What is being described here is the possibility of controlling the voice recognition system in Vista remotely to make it perform potentially harmful tasks. Furthermore, this functionality is not something that said system was designed to do; it was only designed to accept commands via microphone.
Therefore, what is being described here is an exploit.
Q.E.D.
I hear there's rumors on the Slashdots
It's not necessary to restart the PC to turn off speech recognition - just say "stop listening" or click on the always visible recognition toolbar to turn the microphone off. It's also not on by default either, and only those interested in it will find it anyway. Not really an "exploit" that's actually exploitable.
The security advice is "A user can turn off their computer speakers..." before playing an audio file. We can also solve the problem of porn getting into our school network by unplugging the monitors. I didn't realize this security stuff was so easy.
Some mornings it's hardly worth chewing through the restraints to get out of bed.

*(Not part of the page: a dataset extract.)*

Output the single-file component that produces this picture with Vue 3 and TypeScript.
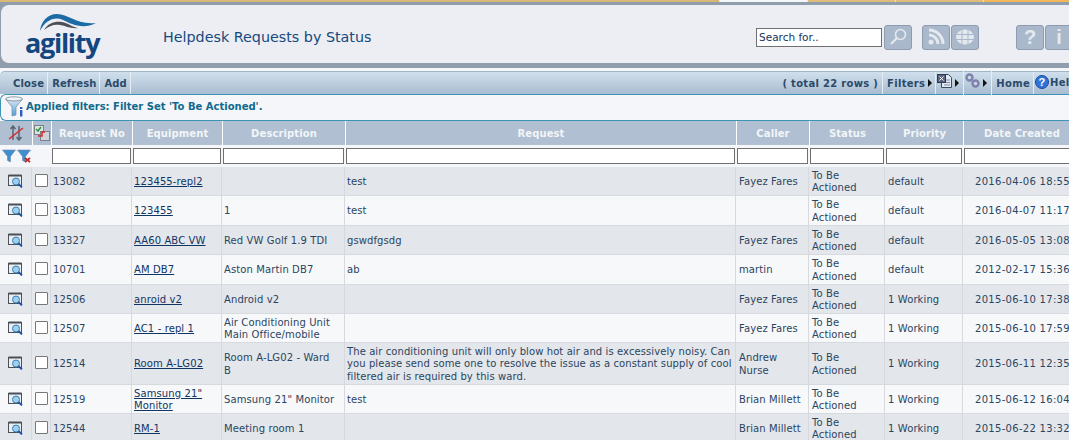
<script setup lang="ts">
interface Row {
  no: string
  eq: string
  desc: string
  req: string
  caller: string
  priority: string
  date: string
}
const rows: Row[] = [
  { no: '13082', eq: '123455-repl2', desc: '', req: 'test', caller: 'Fayez Fares', priority: 'default', date: '2016-04-06 18:55' },
  { no: '13083', eq: '123455', desc: '1', req: 'test', caller: '', priority: 'default', date: '2016-04-07 11:17' },
  { no: '13327', eq: 'AA60 ABC VW', desc: 'Red VW Golf 1.9 TDI', req: 'gswdfgsdg', caller: 'Fayez Fares', priority: 'default', date: '2016-05-05 13:08' },
  { no: '10701', eq: 'AM DB7', desc: 'Aston Martin DB7', req: 'ab', caller: 'martin', priority: 'default', date: '2012-02-17 15:36' },
  { no: '12506', eq: 'anroid v2', desc: 'Android v2', req: '', caller: 'Fayez Fares', priority: '1 Working', date: '2015-06-10 17:38' },
  { no: '12507', eq: 'AC1 - repl 1', desc: 'Air Conditioning Unit Main Office/mobile', req: '', caller: 'Fayez Fares', priority: '1 Working', date: '2015-06-10 17:59' },
  { no: '12514', eq: 'Room A-LG02', desc: 'Room A-LG02 - Ward B', req: 'The air conditioning unit will only blow hot air and is excessively noisy. Can you please send some one to resolve the issue as a constant supply of cool filtered air is required by this ward.', caller: 'Andrew Nurse', priority: '1 Working', date: '2015-06-11 12:35' },
  { no: '12519', eq: 'Samsung 21" Monitor', desc: 'Samsung 21" Monitor', req: 'test', caller: 'Brian Millett', priority: '1 Working', date: '2015-06-12 16:04' },
  { no: '12544', eq: 'RM-1', desc: 'Meeting room 1', req: '', caller: 'Brian Millett', priority: '1 Working', date: '2015-06-22 13:32' },
]
const headers = ['Request No', 'Equipment', 'Description', 'Request', 'Caller', 'Status', 'Priority', 'Date Created']
</script>

<template>
  <div class="page">
    <div class="tabstrip">
      <span class="tab t1"></span>
      <span class="tab t2"></span>
      <span class="tab t3"></span>
      <span class="tab t3"></span>
      <span class="tab t4"></span>
    </div>
    <header class="banner">
      <div class="banner-in">
        <div class="logo">
          <svg class="swoosh" width="58" height="19" viewBox="0 0 58 19">
            <path d="M0 18C1 8 8 1 17 1c12 0 19 11 39 9-13 7-25 1-33-3C14 3 5 8 0 18z" fill="#1c6ba6" />
            <path d="M4 17C8 10 15 8 22 9c6 1 10 5 16 6-7 1-12-2-18-3-6-1-11 1-16 5z" fill="#4c4f55" />
          </svg>
          <span class="logo-text">agility</span>
        </div>
        <h1 class="title">Helpdesk Requests by Status</h1>
        <div class="tools">
          <input class="search" value="Search for.." />
          <span class="tbtn first">
            <svg width="20" height="20" viewBox="0 0 20 20"><circle cx="12.500" cy="7.500" r="5" fill="none" stroke="#e4e9ef" stroke-width="1.600" /><path d="M9 11l-6 6" stroke="#e4e9ef" stroke-width="2.200" /></svg>
          </span>
          <span class="tbtn gap">
            <svg width="20" height="20" viewBox="0 0 20 20"><circle cx="5" cy="15" r="2.500" fill="#e4e9ef" /><path d="M3 8a9 9 0 0 1 9 9M3 3a14 14 0 0 1 14 14" fill="none" stroke="#e4e9ef" stroke-width="3" /></svg>
          </span>
          <span class="tbtn near">
            <svg width="20" height="20" viewBox="0 0 20 20"><ellipse cx="10" cy="10" rx="9" ry="7.500" fill="#e4e9ef" /><path d="M1 7.500h18M1 12.500h18M7 3v14M13 3v14" stroke="#a9b9cb" stroke-width="1" /></svg>
          </span>
          <span class="tbtn wide-gap"><b class="glyph">?</b></span>
          <span class="tbtn near"><b class="glyph">i</b></span>
        </div>
      </div>
    </header>

    <nav class="toolbar">
      <span class="tb-item">Close</span>
      <span class="tb-item">Refresh</span>
      <span class="tb-item">Add</span>
      <span class="tb-spacer">( total 22 rows )</span>
      <span class="tb-item">Filters<i class="caret"></i></span>
      <span class="tb-item icon">
        <svg width="15" height="16" viewBox="0 0 15 16"><path d="M4.500 1.500h7l3 3v10h-10z" fill="#e4eaf2" stroke="#3c4a68" /><path d="M7 7h6M7 9.500h6M7 12h6" stroke="#7f8ba3" /><rect x="0.500" y="1.500" width="8" height="8" fill="#5b6780" stroke="#2f3a52" /><path d="M2.500 3.500l4 4M6.500 3.500l-4 4" stroke="#fff" /></svg><i class="caret"></i>
      </span>
      <span class="tb-item icon">
        <svg width="15" height="16" viewBox="0 0 15 16"><circle cx="4.500" cy="4.500" r="3" fill="none" stroke="#7f82ad" stroke-width="2.400" /><circle cx="10.500" cy="10.500" r="3" fill="#cfd3e4" stroke="#7f82ad" stroke-width="2.400" /></svg><i class="caret"></i>
      </span>
      <span class="tb-item">Home</span>
      <span class="help">
        <svg width="14" height="14" viewBox="0 0 14 14"><circle cx="7" cy="7" r="6.500" fill="#2e74d8" stroke="#1b4aa0" /><text x="7" y="11" text-anchor="middle" font-size="11" font-weight="700" font-family="Liberation Sans, sans-serif" fill="#fff">?</text></svg>
        <em>Help</em>
      </span>
    </nav>

    <div class="applied">
      <svg width="20" height="21" viewBox="0 0 20 21">
        <defs>
          <linearGradient id="fg" x1="0" y1="0" x2="0" y2="1"><stop offset="0" stop-color="#d7e6f2" /><stop offset="1" stop-color="#4e9fdb" /></linearGradient>
        </defs>
        <ellipse cx="9" cy="3" rx="8.500" ry="2.200" fill="#eef3f7" stroke="#7d8b99" stroke-width="0.800" />
        <path d="M1 3.500c3 2 13 2 16 0L11 11v8l-4 1v-9z" fill="url(#fg)" stroke="#7d8b99" stroke-width="0.700" />
        <rect x="15" y="14" width="2.400" height="6.500" fill="#2a5fc0" />
        <rect x="15" y="11" width="2.400" height="2" fill="#2a5fc0" />
      </svg>
      <span>Applied filters: Filter Set 'To Be Actioned'.</span>
    </div>

    <table class="grid">
      <colgroup>
        <col class="c1" /><col class="c2" /><col class="c3" /><col class="c4" /><col class="c5" />
        <col class="c6" /><col class="c7" /><col class="c8" /><col class="c9" /><col class="c10" />
      </colgroup>
      <thead>
        <tr class="head">
          <th>
            <svg width="16" height="16" viewBox="0 0 16 16"><path d="M5 1v14M2.500 4L5 1l2.500 3M11 15V1M8.500 12l2.500 3 2.500-3" fill="none" stroke="#5a6470" stroke-width="1.500" /><path d="M1 14L15 3" stroke="#d8272d" stroke-width="1.500" /></svg>
          </th>
          <th>
            <svg width="16" height="16" viewBox="0 0 16 16"><rect x="0.500" y="0.500" width="9" height="9" fill="#dfe3e6" stroke="#7a8088" /><rect x="6.500" y="6.500" width="9" height="9" fill="#d0d4d8" stroke="#7a8088" /><path d="M2 4l2 2 3-4" fill="none" stroke="#2a9a3a" stroke-width="1.500" /><path d="M4 11h4V7h3" fill="none" stroke="#d8272d" stroke-width="1.500" /></svg>
          </th>
          <th v-for="h in headers" :key="h">{{ h }}</th>
        </tr>
        <tr class="filters">
          <td class="funnels">
            <div class="funnel-pair">
              <svg width="14" height="14" viewBox="0 0 14 14"><path d="M0.500 1h13L8.500 7.500V13l-3-1.500V7.500z" fill="#3f8fd0" stroke="#6f8ca6" stroke-width="0.600" /></svg>
              <svg width="14" height="14" viewBox="0 0 14 14"><path d="M0.500 1h13L8.500 7.500V13l-3-1.500V7.500z" fill="#3f8fd0" stroke="#6f8ca6" stroke-width="0.600" /><path d="M8 9l5 4M13 9l-5 4" stroke="#c62828" stroke-width="1.800" /></svg>
            </div>
          </td>
          <td></td>
          <td v-for="h in headers" :key="h"><input class="finput" /></td>
        </tr>
      </thead>
      <tbody>
        <tr v-for="r in rows" :key="r.no" class="row">
          <td class="center">
            <svg class="view" width="16" height="14" viewBox="0 0 16 14"><rect x="0.500" y="1.500" width="13" height="10" fill="#e8eef3" stroke="#4a4f58" /><rect x="0.500" y="0.500" width="13" height="2" fill="#4a4f58" /><circle cx="8" cy="7.500" r="3.500" fill="#9cd0ee" stroke="#3d7fb5" /><path d="M10.500 10l3.500 3.500" stroke="#1f55a8" stroke-width="1.800" /></svg>
          </td>
          <td class="center"><span class="check"></span></td>
          <td>{{ r.no }}</td>
          <td><a class="link">{{ r.eq }}</a></td>
          <td>{{ r.desc }}</td>
          <td>{{ r.req }}</td>
          <td>{{ r.caller }}</td>
          <td>To Be Actioned</td>
          <td>{{ r.priority }}</td>
          <td class="date">{{ r.date }}</td>
        </tr>
      </tbody>
    </table>
  </div>
</template>

<style>
html, body { margin: 0; padding: 0; background: #fff; overflow: hidden; }
</style>

<style scoped>
.page {
  width: 1069px;
  height: 440px;
  overflow: hidden;
  font-family: "DejaVu Sans", Verdana, sans-serif;
  font-size: 10px;
  color: #2b4560;
  background: #f4f6f9;
}
.tabstrip { height: 2px; display: flex; background: #e5b765; }
.tab { display: block; height: 2px; flex: none; border-right: 1px solid #f3e3c4; box-sizing: border-box; }
.t1 { width: 720px; background: #d9b877; }
.t2 { width: 88px; background: #f4f6f9; }
.t3 { width: 88px; background: #e0bd7c; }
.t4 { width: 85px; background: #f0b858; border: 0; }
.banner { background: #8f9dad; padding: 3px 0 5px 1px; }
.banner-in {
  height: 58px;
  background: #eceef3;
  border-radius: 8px 0 0 8px;
  display: flex;
  align-items: center;
  box-sizing: border-box;
  padding-top: 6px;
}
.logo {
  width: 162px;
  height: 52px;
  position: relative;
  flex: none;
  margin-top: -6px;
}
.swoosh { position: absolute; left: 39px; top: 5px; }
.logo-text {
  position: absolute;
  left: 24px;
  top: 17px;
  font: bold 27px/36px "Open Sans", "Liberation Sans", sans-serif;
  letter-spacing: -1.300px;
  color: #14467f;
}
.title {
  margin: 0;
  font-size: 14.300px;
  font-weight: 400;
  color: #16497f;
  flex: none;
}
.tools {
  margin-left: auto;
  display: flex;
  align-items: center;
  margin-right: -4px;
}
.search {
  box-sizing: border-box;
  width: 126px;
  height: 19px;
  border: 1px solid #6f6f6f;
  background: #fff;
  font: 10.500px "DejaVu Sans", sans-serif;
  color: #16345c;
  padding: 0 2px;
}
.tbtn {
  box-sizing: border-box;
  width: 28px;
  height: 25px;
  background: #a9b9cb;
  border: 1px solid #8e9caf;
  border-radius: 3px;
  display: flex;
  align-items: center;
  justify-content: center;
  flex: none;
}
.first { margin-left: 2px; }
.gap { margin-left: 10px; }
.near { margin-left: 1px; }
.wide-gap { margin-left: 37px; }
.glyph { color: #e4e9ef; font: bold 20px "Liberation Sans", sans-serif; }
.toolbar {
  margin-top: 3px;
  height: 22px;
  width: 1095px;
  display: flex;
  align-items: center;
  font-weight: 700;
  font-size: 10px;
  letter-spacing: 0.300px;
  color: #2b4a6a;
  background: linear-gradient(#d0dfec, #a9bdd1);
  border-top: 1px solid #a3b4c5;
  border-radius: 5px 0 0 0;
}
.tb-item {
  height: 100%;
  display: flex;
  align-items: center;
  padding: 0 3px 0 4px;
  border-right: 1px solid #e6eef5;
}
.tb-item:first-child { padding-left: 13px; padding-right: 3px; letter-spacing: 0.150px; }
.tb-item:nth-child(2), .tb-item:nth-child(3) { letter-spacing: 0.100px; }
.tb-spacer {
  margin-left: auto;
  padding-right: 4px;
  border-right: 1px solid #e6eef5;
  height: 100%;
  display: flex;
  align-items: center;
}
.icon { padding: 0 4px 5px 1px; }
.caret {
  display: inline-block;
  width: 0;
  height: 0;
  margin: 0 0 -5px 3px;
  border-left: 4px solid #111;
  border-top: 4px solid transparent;
  border-bottom: 4px solid transparent;
}
.tb-item:not(.icon) .caret { margin-bottom: 0; }
.help { display: flex; align-items: center; gap: 1px; padding: 0 0 2px 1px; width: 60px; flex: none; }
.help em { font-style: normal; }
.applied {
  box-sizing: border-box;
  height: 27px;
  display: flex;
  align-items: center;
  gap: 1px;
  padding: 0 0 2px 4px;
  background: #f4f6f9;
  border: 1px solid #3f93b4;
  border-right: 0;
  border-radius: 6px 0 0 6px;
  color: #0f6a8e;
  font-weight: 700;
}
.grid {
  border-collapse: separate;
  border-spacing: 0;
  table-layout: fixed;
  width: 1080px;
}
.c1 { width: 32px; }
.c2 { width: 19px; }
.c3 { width: 81px; }
.c4 { width: 90px; }
.c5 { width: 123px; }
.c6 { width: 391px; }
.c7 { width: 73px; }
.c8 { width: 76px; }
.c9 { width: 78px; }
.c10 { width: 117px; }
.head th {
  box-sizing: border-box;
  height: 24px;
  padding: 0;
  background: #b0c0d2;
  color: #f2f5f8;
  font-weight: 700;
  font-size: 10px;
  letter-spacing: 0.100px;
  text-align: center;
  border-left: 1px solid #fff;
}
.head th:first-child { border-left: 0; }
.head th svg { vertical-align: middle; }
.filters td {
  box-sizing: border-box;
  height: 22px;
  padding: 0 1px 0 1px;
  background: #f4f6f9;
}
.funnel-pair { display: flex; gap: 1px; margin-left: 1px; }
.finput {
  box-sizing: border-box;
  display: block;
  width: 100%;
  height: 16px;
  border: 1px solid #707070;
  background: #fff;
  margin: 0;
}
.row td {
  box-sizing: border-box;
  padding: 2px 2px 0;
  height: 29px;
  line-height: 12.400px;
  letter-spacing: 0.110px;
  color: #2b4560;
  border-right: 1px solid #d6d9dd;
  border-bottom: 1px solid #d6d9dd;
  vertical-align: middle;
  background: #f7f8fa;
}
.row:nth-child(2) td, .row:nth-child(4) td { height: 30px; }
.row:nth-child(7) td { height: 42px; }
.row:nth-child(odd) td { background: #e3e6eb; }
.row td:nth-child(5) { padding-right: 8px; }
.row td:nth-child(6) { padding-right: 0; letter-spacing: 0.090px; }
.row td:nth-child(7), .row td:nth-child(8), .row td:nth-child(9) { padding-left: 3px; }
.row td.center { text-align: center; padding: 0; }
.row td.date { padding-left: 12px; white-space: nowrap; letter-spacing: 0.300px; }
.view { display: block; margin: -1px 0 0 8px; }
.link { color: #0f3564; text-decoration: underline; }
.check {
  display: block;
  box-sizing: border-box;
  width: 13px;
  height: 13px;
  margin: -2px 0 0 3px;
  background: #fff;
  border: 1px solid #777;
  border-radius: 1px;
}
</style>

I call bull. What about that "echo cancellation" feature you find on all the popular web cam software? What about all the collaboration software out there that has echo cancellation? The basic premise is that if you don't use headphones and instead the computer speakers then the mic will pick up the sounds that the computer is transmitting from the other side, and you'll get an echo. Saying that it requires far too much computing power is incorrect. While it probably won't make it totally disappear, it will reduce the incoming signal from the mic to a level such that the voice processing feature on the computer won't be able to make out any of the commands. "totally alien waveform" right. Tell that to Sony and their noise cancellation headphones. If they can fit the technology in a headphone then a modern computer capable of running Vista certainly has enough horsepower.